EXERCISE AIM:
Comb the records below for the string "screenshot" and copy each line where it turns up.

ENTRIES SUPPLIED:
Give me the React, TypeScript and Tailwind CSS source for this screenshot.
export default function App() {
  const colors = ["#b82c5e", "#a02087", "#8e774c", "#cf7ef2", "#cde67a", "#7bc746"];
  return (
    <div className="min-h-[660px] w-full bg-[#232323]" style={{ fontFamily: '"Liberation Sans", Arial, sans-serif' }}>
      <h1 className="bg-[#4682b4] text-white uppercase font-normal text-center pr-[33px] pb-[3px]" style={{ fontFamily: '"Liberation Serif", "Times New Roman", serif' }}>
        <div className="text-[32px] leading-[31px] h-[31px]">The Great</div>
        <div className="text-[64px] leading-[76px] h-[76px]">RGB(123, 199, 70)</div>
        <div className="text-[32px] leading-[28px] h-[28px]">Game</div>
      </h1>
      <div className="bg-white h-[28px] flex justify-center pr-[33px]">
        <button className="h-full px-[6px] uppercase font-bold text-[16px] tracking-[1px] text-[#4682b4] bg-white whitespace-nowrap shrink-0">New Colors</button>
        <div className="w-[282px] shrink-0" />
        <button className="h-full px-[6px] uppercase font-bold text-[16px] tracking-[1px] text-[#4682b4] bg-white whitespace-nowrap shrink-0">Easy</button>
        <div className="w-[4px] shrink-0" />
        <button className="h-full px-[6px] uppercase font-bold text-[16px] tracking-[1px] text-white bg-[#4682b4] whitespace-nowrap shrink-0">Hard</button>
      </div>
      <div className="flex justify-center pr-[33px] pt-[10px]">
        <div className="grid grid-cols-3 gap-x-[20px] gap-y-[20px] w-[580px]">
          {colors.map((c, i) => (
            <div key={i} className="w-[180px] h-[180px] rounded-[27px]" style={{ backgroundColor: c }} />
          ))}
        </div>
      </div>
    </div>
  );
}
...
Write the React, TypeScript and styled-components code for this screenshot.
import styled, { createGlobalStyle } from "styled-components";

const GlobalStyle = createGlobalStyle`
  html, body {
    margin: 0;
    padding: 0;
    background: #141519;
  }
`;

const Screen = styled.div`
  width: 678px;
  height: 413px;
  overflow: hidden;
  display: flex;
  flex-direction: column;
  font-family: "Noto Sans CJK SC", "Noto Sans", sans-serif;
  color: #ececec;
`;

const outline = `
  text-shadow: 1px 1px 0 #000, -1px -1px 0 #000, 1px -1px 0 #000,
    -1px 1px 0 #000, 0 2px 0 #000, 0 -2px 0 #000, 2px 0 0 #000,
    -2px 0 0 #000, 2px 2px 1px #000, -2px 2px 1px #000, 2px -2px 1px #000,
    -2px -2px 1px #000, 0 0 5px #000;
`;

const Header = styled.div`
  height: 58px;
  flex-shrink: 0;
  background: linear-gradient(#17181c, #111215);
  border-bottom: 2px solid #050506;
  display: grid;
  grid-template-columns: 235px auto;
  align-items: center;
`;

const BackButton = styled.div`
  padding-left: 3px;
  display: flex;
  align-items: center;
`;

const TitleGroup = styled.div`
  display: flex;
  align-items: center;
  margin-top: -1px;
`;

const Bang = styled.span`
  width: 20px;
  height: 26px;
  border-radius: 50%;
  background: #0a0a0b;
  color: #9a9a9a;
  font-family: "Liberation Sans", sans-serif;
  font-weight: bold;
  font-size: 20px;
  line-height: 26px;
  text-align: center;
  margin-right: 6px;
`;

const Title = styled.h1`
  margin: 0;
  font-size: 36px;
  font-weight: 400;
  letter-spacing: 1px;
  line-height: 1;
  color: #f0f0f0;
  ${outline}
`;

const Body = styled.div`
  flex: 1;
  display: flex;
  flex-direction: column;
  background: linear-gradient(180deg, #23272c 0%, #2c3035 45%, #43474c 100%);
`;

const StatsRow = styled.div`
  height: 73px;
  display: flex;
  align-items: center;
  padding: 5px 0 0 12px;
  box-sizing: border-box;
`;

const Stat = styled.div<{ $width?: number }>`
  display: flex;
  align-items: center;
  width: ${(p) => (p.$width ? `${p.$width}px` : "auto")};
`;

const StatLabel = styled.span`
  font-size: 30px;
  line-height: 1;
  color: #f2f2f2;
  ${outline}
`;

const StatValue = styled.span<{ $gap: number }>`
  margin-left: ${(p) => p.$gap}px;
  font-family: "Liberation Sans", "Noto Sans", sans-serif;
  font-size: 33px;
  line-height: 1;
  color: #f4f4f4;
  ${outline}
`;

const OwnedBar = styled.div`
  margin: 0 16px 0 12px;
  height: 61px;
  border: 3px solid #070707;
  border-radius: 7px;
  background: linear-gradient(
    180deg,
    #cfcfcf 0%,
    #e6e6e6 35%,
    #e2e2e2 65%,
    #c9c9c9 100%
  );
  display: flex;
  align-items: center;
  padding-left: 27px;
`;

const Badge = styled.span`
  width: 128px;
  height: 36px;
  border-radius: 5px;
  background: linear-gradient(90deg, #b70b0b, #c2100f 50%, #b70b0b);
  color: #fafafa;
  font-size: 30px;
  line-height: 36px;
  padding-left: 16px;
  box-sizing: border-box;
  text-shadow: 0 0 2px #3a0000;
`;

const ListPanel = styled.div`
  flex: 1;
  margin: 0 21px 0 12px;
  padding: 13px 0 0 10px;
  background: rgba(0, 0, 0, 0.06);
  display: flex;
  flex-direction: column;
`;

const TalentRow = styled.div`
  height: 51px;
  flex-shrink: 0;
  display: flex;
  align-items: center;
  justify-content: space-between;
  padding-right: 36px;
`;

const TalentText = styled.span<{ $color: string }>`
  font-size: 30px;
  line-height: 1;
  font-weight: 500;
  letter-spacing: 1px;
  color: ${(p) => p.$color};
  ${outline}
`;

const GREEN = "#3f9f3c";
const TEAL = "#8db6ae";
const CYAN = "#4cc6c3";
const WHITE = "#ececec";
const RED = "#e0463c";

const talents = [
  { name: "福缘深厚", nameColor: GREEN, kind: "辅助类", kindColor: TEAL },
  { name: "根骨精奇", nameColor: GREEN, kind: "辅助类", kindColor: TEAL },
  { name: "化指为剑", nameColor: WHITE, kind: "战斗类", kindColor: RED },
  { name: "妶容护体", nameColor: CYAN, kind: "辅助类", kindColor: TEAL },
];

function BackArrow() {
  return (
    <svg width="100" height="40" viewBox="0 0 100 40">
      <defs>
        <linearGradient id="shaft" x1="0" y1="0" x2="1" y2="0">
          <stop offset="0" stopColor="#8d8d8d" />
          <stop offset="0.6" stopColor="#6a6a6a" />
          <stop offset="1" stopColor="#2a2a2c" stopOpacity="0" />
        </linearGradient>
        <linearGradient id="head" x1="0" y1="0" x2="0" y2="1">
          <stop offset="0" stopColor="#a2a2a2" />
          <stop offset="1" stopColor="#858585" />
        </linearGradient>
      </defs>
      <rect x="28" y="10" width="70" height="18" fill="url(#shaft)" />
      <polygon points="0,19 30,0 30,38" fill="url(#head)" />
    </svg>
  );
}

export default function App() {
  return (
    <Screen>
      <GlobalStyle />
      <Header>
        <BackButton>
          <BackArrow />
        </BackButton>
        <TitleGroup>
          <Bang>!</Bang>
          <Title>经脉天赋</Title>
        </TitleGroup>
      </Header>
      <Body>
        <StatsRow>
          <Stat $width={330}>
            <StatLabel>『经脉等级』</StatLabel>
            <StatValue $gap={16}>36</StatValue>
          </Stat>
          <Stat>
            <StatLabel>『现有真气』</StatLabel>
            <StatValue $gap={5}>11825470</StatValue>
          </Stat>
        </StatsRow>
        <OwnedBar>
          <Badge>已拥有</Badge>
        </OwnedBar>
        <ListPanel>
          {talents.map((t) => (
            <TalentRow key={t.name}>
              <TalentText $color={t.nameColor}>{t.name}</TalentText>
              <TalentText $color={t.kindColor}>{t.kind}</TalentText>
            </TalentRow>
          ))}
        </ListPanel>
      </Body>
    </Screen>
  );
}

TASK OUTPUT:
Give me the React, TypeScript and Tailwind CSS source for this screenshot.
Write the React, TypeScript and styled-components code for this screenshot.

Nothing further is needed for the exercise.